Türkcan, 1960’larda ilk dönem kazılan 150 yapıdan 48’inin “shrine” adı verilen kült veya inanç yapıları olduğunu belirterek, “1960’lardan beri 2008’e kadar bu yapılardan herhangi birini görmemiştik. 2008’de kuzey alanda ‘Bina 77’ vardı. Yaklaşık 30 metrekare olan bir yapının içinde duvar resimleri, kabartmalar vardı ve o yapının özel olarak örtüldüğünü biliyoruz. Boğa başları ve sunaklar vardı. Bu alanı şimdi özel tekniklerle koruma altına alıyoruz. Önümüzdeki sene bunu daha detaylı inceleyeceğiz.” dedi.
“İbadet geleneğinin devamını göstermesi açısından önemli”
Son bulunan tapınağın Çatalhöyük’te ibadet geleneğinin devamını göstermesi açısından önemli olduğunu vurgulayan Türkcan, tapınakta bir sunak alanı, boğa başlarıyla süslenmiş sekiler, emekleyerek geçilen dar özel girişler, duvar resimleri ve kabartmalar bulunduğunu dile getirdi.
Türkcan, bölge terk edilirken alanın Çatalhöyüklüler tarafından doldurulduğu için oldukça sağlam olduğuna dikkati çekerek, “Çatalhöyük’te kazılar iki farklı alanda yapılıyor. Çatalhöyük’te çözülmemiş bir takım sorular var. ‘Niye kuzeyde, yeni bir yerleşime ihtiyaç duymuşlar ve niye terk etmişler?’ Bunu anlamaya çalışıyoruz. Sokaksızlık olgusu vardı, geçen sene bir sokak bulduk. Bu 14 hektarlık alandaki yerleşmenin en geniş zamanda 7 bin kişiyi aşan bir yerleşme olduğunu düşünüyoruz. 61 yıldır yüzde 6 ila 10’unun kazıldığını düşünürsek çıkan mezar sayısı 830. Bunu 9-10 ile çarparsak sayı çıkacak gibi.” diye konuştu.
“Bu alanın tamamen ritüeller için yapılmış özel bir yapı olduğunu anlıyoruz”
Alandaki kazıları gerçekleştiren Prof. Dr. Arkadiusz Marciniak da Çatalhöyük’te yüzeyin 5-10 santimetre sıyrıldığında altındaki yapıların planlarını verebildiğini, 2018’de alanda yaptığı sıyırmayla yapılar hakkında fikir sahibi olduğunu söyledi.

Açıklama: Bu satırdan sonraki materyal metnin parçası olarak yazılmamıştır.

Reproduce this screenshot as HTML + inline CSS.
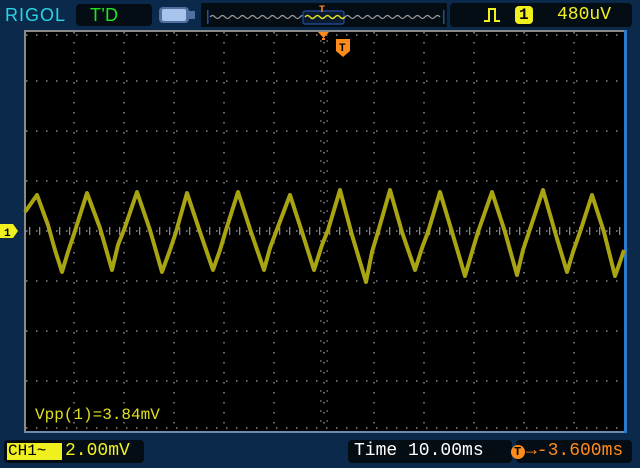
<!DOCTYPE html>
<html><head><meta charset="utf-8"><style>
body{margin:0;width:640px;height:468px;background:#0b2a4b;position:relative;overflow:hidden;font-family:"Liberation Mono","DejaVu Sans Mono",monospace}
.box{position:absolute;background:#000;border-radius:4px}
.t{position:absolute;white-space:pre;line-height:1}
</style></head><body>
<div class="t" style="left:5px;top:6px;font-size:18px;color:#2ad4e6;font-family:'Liberation Sans',sans-serif;letter-spacing:1px">RIGOL</div>
<div class="box" style="left:76px;top:4px;width:76px;height:22px;background:#040c14"></div>
<div class="t" style="left:90px;top:6px;font-size:18px;color:#1ee61e;font-family:'Liberation Sans',sans-serif">T’D</div>
<div style="position:absolute;left:159px;top:7px;width:30px;height:16px;background:#5070a0;border-radius:4px"></div>
<div style="position:absolute;left:162px;top:9px;width:24px;height:12px;background:#a8c4ec;border-radius:2px"></div>
<div style="position:absolute;left:189px;top:11px;width:6px;height:8px;background:#5070a0"></div>
<div class="box" style="left:201px;top:3px;width:246px;height:24px;background:#040c14;border-radius:2px"></div>
<svg style="position:absolute;left:0;top:0" width="640" height="468">
<rect x="207" y="10" width="1.5" height="14" fill="#2050a0"/>
<rect x="443" y="10" width="1.5" height="14" fill="#2050a0"/>
<path d="M210 17 q2.5 -3 5 0 t5 0 t5 0 t5 0 t5 0 t5 0 t5 0 t5 0 t5 0 t5 0 t5 0 t5 0 t5 0 t5 0 t5 0 t5 0 t5 0 t5 0 t5 0 t5 0 t5 0" fill="none" stroke="#9a9a9a" stroke-width="1.3"/>
<path d="M345 17 q2.5 -3 5 0 t5 0 t5 0 t5 0 t5 0 t5 0 t5 0 t5 0 t5 0 t5 0 t5 0 t5 0 t5 0 t5 0 t5 0 t5 0 t5 0 t5 0 t5 0" fill="none" stroke="#9a9a9a" stroke-width="1.3"/>
<rect x="303" y="11" width="41" height="13" rx="2" fill="#0a1a30" stroke="#2050a0" stroke-width="1.2"/>
<path d="M305 17 q2.5 -3 5 0 t5 0 t5 0 t5 0 t5 0 t5 0 t5 0 t5 0" fill="none" stroke="#e0e020" stroke-width="1.4"/>
<text x="319" y="12" font-size="10" fill="#ff8c1a" font-family="Liberation Mono" font-weight="bold">T</text>
<!-- screen -->
<rect x="24" y="30" width="602" height="403" fill="#000"/>
<rect x="24" y="30" width="602" height="2" fill="#8a8a8a"/>
<rect x="24" y="30" width="2" height="403" fill="#8a8a8a"/>
<rect x="24" y="431" width="602" height="2" fill="#6a8ab0"/>
<rect x="624" y="30" width="3" height="403" fill="#2a7ad0"/>
<g>
<path d="M74 32v400M124 32v400M174 32v400M224 32v400M274 32v400M324 32v400M374 32v400M424 32v400M474 32v400M524 32v400M574 32v400" stroke="#8a8a8a" stroke-width="1.5" stroke-dasharray="1.5 8.5"/>
<path d="M26 81h598M26 131h598M26 181h598M26 231h598M26 281h598M26 331h598M26 381h598" stroke="#8a8a8a" stroke-width="1.5" stroke-dasharray="1.5 8.5"/>
<path d="M26 35h598M26 428h598" stroke="#8a8a8a" stroke-width="1.5" stroke-dasharray="1.5 8.5"/>
<path d="M321 32h6" stroke="#8a8a8a" stroke-width="1.2" stroke-dasharray="0" />
<path d="M321 36v400" stroke="none"/>
<path d="M320 41h8M320 51h8M320 61h8M320 71h8M320 91h8M320 101h8M320 111h8M320 121h8M320 141h8M320 151h8M320 161h8M320 171h8M320 191h8M320 201h8M320 211h8M320 221h8M320 241h8M320 251h8M320 261h8M320 271h8M320 291h8M320 301h8M320 311h8M320 321h8M320 341h8M320 351h8M320 361h8M320 371h8M320 391h8M320 401h8M320 411h8M320 421h8" stroke="#8a8a8a" stroke-width="1.3" stroke-dasharray="1.5 5 1.5"/>
<path d="M26 231h598" stroke="#8a8a8a" stroke-width="8" stroke-dasharray="1.3 8.7" stroke-dashoffset="-3"/>
</g>
<polyline fill="none" stroke="#a8a412" stroke-width="4" stroke-linejoin="round" points="25,212 37,195 48,225 55,250 62,272 68,252 74,234 87,193 100,228 112,270 118,245 124,230 137,192 150,230 162,272 170,250 176,232 187,193 200,232 213,270 220,250 226,230 238,192 251,232 264,270 270,248 276,232 290,195 302,232 314,270 322,245 328,230 340,190 352,235 366,282 372,252 378,232 390,190 402,232 415,270 422,248 428,232 440,192 452,232 465,276 472,252 478,232 492,192 505,232 517,275 523,250 529,232 543,190 555,232 567,272 573,252 580,232 592,195 604,232 615,276 620,262 624,250"/>
<!-- trigger markers -->
<path d="M318 32h11l-5.5 6z" fill="#ff8c1a"/>
<rect x="322" y="38" width="3" height="2" fill="#ff8c1a"/>
<path d="M336 39h14v12l-7 6l-7-6z" fill="#ff8c1a"/>
<text x="339" y="51" font-size="11" font-weight="bold" fill="#000" font-family="Liberation Mono">T</text>
<!-- ch1 marker -->
<path d="M0 224h13l5 7l-5 7h-13z" fill="#f0f020"/>
<text x="4" y="236" font-size="11" font-weight="bold" fill="#000" font-family="Liberation Mono">1</text>
</svg>
<div class="box" style="left:450px;top:3px;width:182px;height:24px;background:#040c14"></div>
<svg style="position:absolute;left:482px;top:6px" width="20" height="18"><path d="M2 15h5V3h6v12h5" fill="none" stroke="#f0f020" stroke-width="2"/></svg>
<div style="position:absolute;left:515px;top:6px;width:18px;height:18px;border-radius:4px;background:#f0f020"></div>
<div class="t" style="left:519px;top:7px;font-size:16px;color:#000;font-weight:bold">1</div>
<div class="t" style="left:557px;top:6px;font-size:18px;color:#f0f020">480uV</div>
<div class="t" style="left:35px;top:407px;font-size:16px;color:#e0e020">Vpp(1)=3.84mV</div>
<div class="box" style="left:4px;top:440px;width:140px;height:23px;background:#040c14"></div>
<div style="position:absolute;left:7px;top:443px;width:55px;height:17px;background:#f0f020"></div>
<div class="t" style="left:8px;top:443px;font-size:16px;color:#000">CH1~</div>
<div class="t" style="left:65px;top:442px;font-size:18px;color:#f0f020">2.00mV</div>
<div class="box" style="left:348px;top:440px;width:164px;height:23px;background:#040c14"></div>
<div class="t" style="left:354px;top:442px;font-size:18px;color:#fff">Time 10.00ms</div>
<div class="box" style="left:516px;top:440px;width:116px;height:23px;background:#040c14"></div>
<div style="position:absolute;left:511px;top:445px;width:14px;height:14px;border-radius:7px;background:#ff8c1a"></div>
<div class="t" style="left:514px;top:446px;font-size:12px;color:#000;font-weight:bold">T</div>
<div class="t" style="left:526px;top:442px;font-size:18px;color:#ff8c1a">→-3.600ms</div>
</body></html>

Alanda böyle bir yapının olabileceğini hep düşündüğünü anlatan Marciniak, şöyle devam etti: “Bu yapı daha önceki dönemlerde tapınak olarak adlandırılan yapıların bir benzeri ama daha geç döneme ait. Yerleşmenin terk edilme aşamasındaki bir evrede bulunması çok önemli. Bu yapıyı ev olarak kullanılan yapılardan ayıran özellik, içinde ev kullanımıyla ilgili herhangi bir öge olmaması. Sadece ocak var. Ocakların konumları da farklı bir yerde. Şu gördüğünüz kare dikmeler, boğa başlarının sergilendiği bir sunak alanı gibi görünüyor. Ortada yükseltilmiş bir ateş yeri var. İki tarafta çömelerek geçilen girişi olması da dikkat çekici. Bu alanın tamamen ritüeller için yapılmış özel bir yapı olduğunu anlıyoruz. Çok titiz davranıyoruz. Bu tür yapılarda büyük panolar, resimler geliyor. “
Marciniak, bu yapıda birbirini takip eden en az üç evre olduğunu bildiklerini aktararak, “Henüz radyokarbon tarihlendirmelerimiz yok. Göreceli bir tarihlendirme yaptığımızda, buradan çıkan malzemeye göre yapı, Çatalhöyük’ün geç dönemlerine ait. 8 bin 200 yıllık bir inanç yapısı. Unutmamalıyız ki Çatalhöyük 1200 seneye dayanan bir yerleşme. Erken, orta ve geç evreleri olan uzun bir sürece sahip dünyadaki nadir bir yerleşme.” ifadelerini kullandı.